About Louis-Marie’s Charbonnier’s lab
Louis-Marie's Charbonnier's lab is focused on regulatory T (Treg) cell destabilization and reprogramming in the context of autoimmunity and primary immunodeficiencies. Of particular interest is the role of Foxp3 and among other factors that contribute to regulatory T cell fitness and homeostasis. The research program is oriented in cellular and molecular immunology to elucidate mechanisms of human immune dysregulatory diseases and develop curative therapies.
1. Stepwise degeneration of Foxp3-deficient Regulatory T cells:
Our central hypothesis is that Foxp3 deficiency destabilizes Foxp3-deficient Treg cells (ΔTreg) towards an effector T (Teff) cell-like program in a stepwise process that can be reversed to re-establish their regulatory functions. Specifically, the degeneration from ΔTreg cells to Teff-like cells involves the transition from a CD25+Foxp1high cell population into the CD25–Foxp1low activated Teff-like cells, both epigenetically related to Treg cells, and ultimately emerge as ex-Treg cells losing the Treg cell epigenetic imprint. Our aim is to understand the molecular mechanisms underlying the different steps of ∆Treg degeneration.
2. Metabolic reprogramming of regulatory T cells
We have previously shown that Foxp3 deficiency leads to increased glycolysis and oxidative phosphorylation of ΔTreg cells through a mTORC2-dependent mechanism (Charbonnier et al. 2019). Based on these observations, we hypothesize that Treg drastic metabolic changes underlie the destabilization and degeneration. In this regard, our group is investigating the relevance of different metabolic pathways by using both pharmacologic and ΔTreg-specific target gene deletion to restore immune tolerance and prevent autoimmunity.
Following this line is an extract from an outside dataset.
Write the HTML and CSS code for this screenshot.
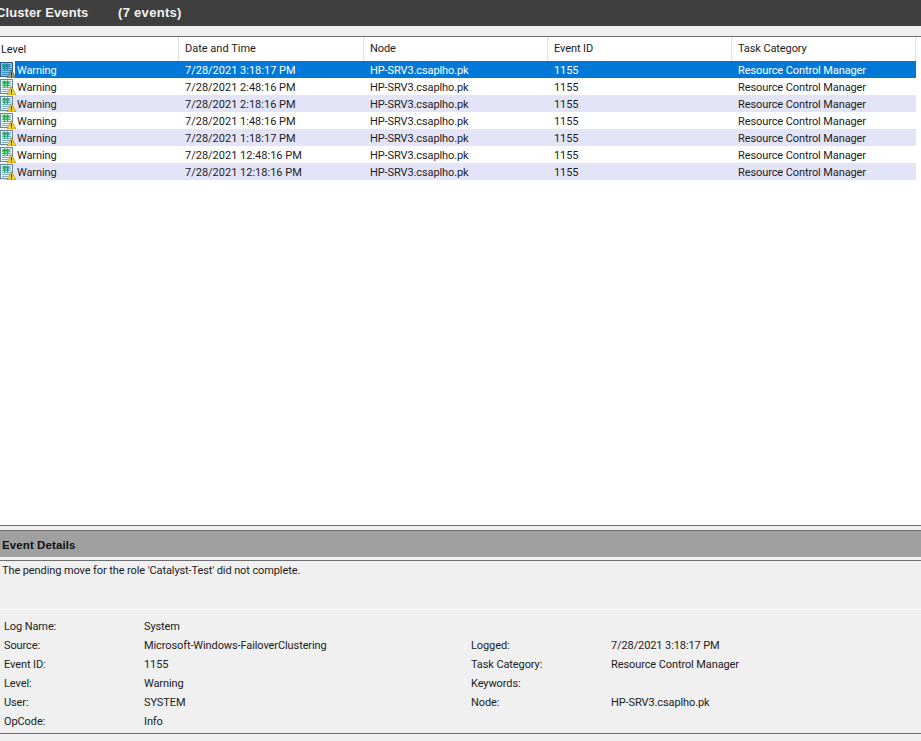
FILE: index.html
```html
<!DOCTYPE html>
<html lang="en">
<head>
<meta charset="utf-8">
<title>Cluster Events</title>
<link rel="stylesheet" href="styles.css">
</head>
<body>
<svg class="defs" width="0" height="0" aria-hidden="true">
  <defs>
    <symbol id="warn" viewBox="0 0 16 16">
      <rect x="0.5" y="0.5" width="12" height="14" fill="#eaf2f8" stroke="#6b8799"/>
      <path d="M2 2.5h9M2 4.5h9M2 6.5h9M2 8.5h9M2 10.5h8M2 12.5h6" stroke="#7fadcf"/>
      <path d="M4.5 1.5v7M7.5 1.5v7M2.5 3.5h7M2.5 6h7" stroke="#17b04a" stroke-width="1.2"/>
      <path d="M11.5 7.5 16 16H7z" fill="#f9d81e" stroke="#8a7a20" stroke-width="0.6"/>
      <path d="M11.5 10.5v3M11.5 14.2v1" stroke="#222"/>
    </symbol>
    <symbol id="warn-sel" viewBox="0 0 16 16">
      <rect x="0.5" y="0.5" width="12" height="14" fill="#8dbfe3" stroke="#2f5e80"/>
      <path d="M2 2.5h9M2 4.5h9M2 6.5h9M2 8.5h9M2 10.5h8M2 12.5h6" stroke="#3f8fc8"/>
      <path d="M4.5 1.5v7M7.5 1.5v7M2.5 3.5h7M2.5 6h7" stroke="#149a78" stroke-width="1.2"/>
      <path d="M11.5 7.5 16 16H7z" fill="#8ca08a" stroke="#44604c" stroke-width="0.6"/>
      <path d="M11.5 10.5v3M11.5 14.2v1" stroke="#1c2c28"/>
    </symbol>
  </defs>
</svg>
<div class="page">
  <header class="title-bar"><span class="title-name">Cluster Events</span><span class="title-count">(7 events)</span></header>
  <div class="title-gap"></div>
  <main class="list">
    <div class="row head">
      <div class="cell c1">Level</div>
      <div class="cell c2">Date and Time</div>
      <div class="cell c3">Node</div>
      <div class="cell c4">Event ID</div>
      <div class="cell c5">Task Category</div>
    </div>
    <div class="row selected">
      <div class="cell c1"><svg class="icon"><use href="#warn-sel"/></svg><span class="level">Warning</span></div>
      <div class="cell c2">7/28/2021 3:18:17 PM</div><div class="cell c3">HP-SRV3.csaplho.pk</div><div class="cell c4">1155</div><div class="cell c5">Resource Control Manager</div>
    </div>
    <div class="row">
      <div class="cell c1"><svg class="icon"><use href="#warn"/></svg><span class="level">Warning</span></div>
      <div class="cell c2">7/28/2021 2:48:16 PM</div><div class="cell c3">HP-SRV3.csaplho.pk</div><div class="cell c4">1155</div><div class="cell c5">Resource Control Manager</div>
    </div>
    <div class="row alt">
      <div class="cell c1"><svg class="icon"><use href="#warn"/></svg><span class="level">Warning</span></div>
      <div class="cell c2">7/28/2021 2:18:16 PM</div><div class="cell c3">HP-SRV3.csaplho.pk</div><div class="cell c4">1155</div><div class="cell c5">Resource Control Manager</div>
    </div>
    <div class="row">
      <div class="cell c1"><svg class="icon"><use href="#warn"/></svg><span class="level">Warning</span></div>
      <div class="cell c2">7/28/2021 1:48:16 PM</div><div class="cell c3">HP-SRV3.csaplho.pk</div><div class="cell c4">1155</div><div class="cell c5">Resource Control Manager</div>
    </div>
    <div class="row alt">
      <div class="cell c1"><svg class="icon"><use href="#warn"/></svg><span class="level">Warning</span></div>
      <div class="cell c2">7/28/2021 1:18:17 PM</div><div class="cell c3">HP-SRV3.csaplho.pk</div><div class="cell c4">1155</div><div class="cell c5">Resource Control Manager</div>
    </div>
    <div class="row">
      <div class="cell c1"><svg class="icon"><use href="#warn"/></svg><span class="level">Warning</span></div>
      <div class="cell c2">7/28/2021 12:48:16 PM</div><div class="cell c3">HP-SRV3.csaplho.pk</div><div class="cell c4">1155</div><div class="cell c5">Resource Control Manager</div>
    </div>
    <div class="row alt">
      <div class="cell c1"><svg class="icon"><use href="#warn"/></svg><span class="level">Warning</span></div>
      <div class="cell c2">7/28/2021 12:18:16 PM</div><div class="cell c3">HP-SRV3.csaplho.pk</div><div class="cell c4">1155</div><div class="cell c5">Resource Control Manager</div>
    </div>
  </main>
  <section class="details-head">Event Details</section>
  <section class="message">The pending move for the role 'Catalyst-Test' did not complete.</section>
  <section class="props">
    <div class="k">Log Name:</div><div class="v">System</div><div></div><div></div>
    <div class="k">Source:</div><div class="v">Microsoft-Windows-FailoverClustering</div><div class="k">Logged:</div><div class="v">7/28/2021 3:18:17 PM</div>
    <div class="k">Event ID:</div><div class="v">1155</div><div class="k">Task Category:</div><div class="v">Resource Control Manager</div>
    <div class="k">Level:</div><div class="v">Warning</div><div class="k">Keywords:</div><div class="v"></div>
    <div class="k">User:</div><div class="v">SYSTEM</div><div class="k">Node:</div><div class="v">HP-SRV3.csaplho.pk</div>
    <div class="k">OpCode:</div><div class="v">Info</div><div></div><div></div>
  </section>
  <div class="end"></div>
</div>
</body>
</html>
```
FILE: styles.css
```css
html, body {
  margin: 0;
  padding: 0;
  background: #f0f0f0;
}
.defs { position: absolute; }
.page {
  width: 921px;
  height: 741px;
  overflow: hidden;
  display: flex;
  flex-direction: column;
  font-family: Roboto, "Liberation Sans", Arial, sans-serif;
  font-size: 11px;
  letter-spacing: -0.1px;
  color: #1c1c1c;
}
.title-bar {
  height: 26px;
  flex: none;
  background: #3f3f3f;
  color: #f2f2f2;
  font-family: "Liberation Sans", Arial, sans-serif;
  font-size: 13px;
  font-weight: 700;
  line-height: 25px;
  display: flex;
  margin-left: -4px;
  letter-spacing: 0.3px;
}
.title-name { width: 122px; letter-spacing: 0.1px; }
.title-gap {
  height: 10px;
  flex: none;
  background: #f0f0f0;
  border-bottom: 1px solid #6d6d6d;
}
.list {
  flex: none;
  height: 488px;
  background: #fff;
  border-bottom: 1px solid #6d6d6d;
}
.row {
  display: grid;
  grid-template-columns: 179px 185px 184px 184px 184px;
  width: 916px;
  height: 17px;
  line-height: 19px;
  white-space: nowrap;
}
.head {
  height: 24px;
  line-height: 23px;
  width: 921px;
  grid-template-columns: 179px 185px 184px 184px 184px 5px;
}
.head .cell { border-right: 1px solid #e3e3e3; }
.head .c1 { padding-left: 1px; }
.head .c5 { padding-left: 6px; }
.cell { padding-left: 6px; overflow: hidden; box-sizing: border-box; }
.c2 { letter-spacing: 0; }
.c1 { padding-left: 0; display: flex; align-items: center; }
.icon { width: 16px; height: 16px; flex: none; }
.level { padding: 2px 0 0 1px; flex: none; width: 45px; line-height: 17px; }
.selected { background: linear-gradient(#0078d7, #0078d7) no-repeat 15px 0 / 901px 100%; color: #fff; }
.alt { background: #e4e4f8; }
.details-head {
  flex: none;
  margin-top: 4px;
  height: 27px;
  box-sizing: border-box;
  background: #a0a0a0;
  border-top: 1px solid #6d6d6d;
  color: #111;
  font-family: "Liberation Sans", Arial, sans-serif;
  font-size: 11.5px;
  font-weight: 700;
  line-height: 28px;
  padding-left: 2px;
  letter-spacing: 0.1px;
}
.message {
  flex: none;
  margin-top: 3px;
  height: 50px;
  box-sizing: border-box;
  border-top: 1px solid #6d6d6d;
  border-bottom: 1px solid #fafafa;
  padding: 2px 0 0 2px;
  line-height: 16px;
}
.props {
  flex: none;
  display: grid;
  grid-template-columns: 140px 327px 140px 310px;
  grid-auto-rows: 19px;
  padding: 7px 0 0 4px;
  line-height: 19px;
  height: 123px;
  box-sizing: border-box;
  white-space: nowrap;
}
.end {
  flex: none;
  border-top: 1px solid #6d6d6d;
  height: 6px;
}
```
3. Perturbations of hematopoiesis in the context of Treg cell dysfunction
Hematopoiesis exclusively occurs in the bone marrow at steady state; however, Foxp3 deficiency leads to the presence of myeloid and lymphoid progenitors in peripheral secondary lymphoid organs and highly vascularized tissues such as liver and lungs. Our lab is interested in investigating the role of inflammation and production of GM-CSF by Teff and ∆Treg cells in Foxp3-deficient mice as well as the contribution of the extramedullary hematopoiesis in the pathogenesis of autoimmunity.
4. Immune dysregulation in the pathogenesis of the hyper IgE (HIES) syndrome
Our central hypothesis is that the causative mutations of HIES, including STAT3, DOCK8, PGM3, ZNF341 and IL6R/IL6ST, all act to compromise RORgt+ Treg cell differentiation, leading to gut dysbiosis and weakened protection against infections normally imparted by the commensal bacteria. Accordingly, augmenting RORgt+ Treg cell differentiation by means of commensal bacterial signals or metabolite therapy is predicted to suppress the hyper IgE response, correct the dysbiosis and ameliorate the severity of the disease. To test our hypothesis is currently being tested using mouse models of HIES as well as patient samples.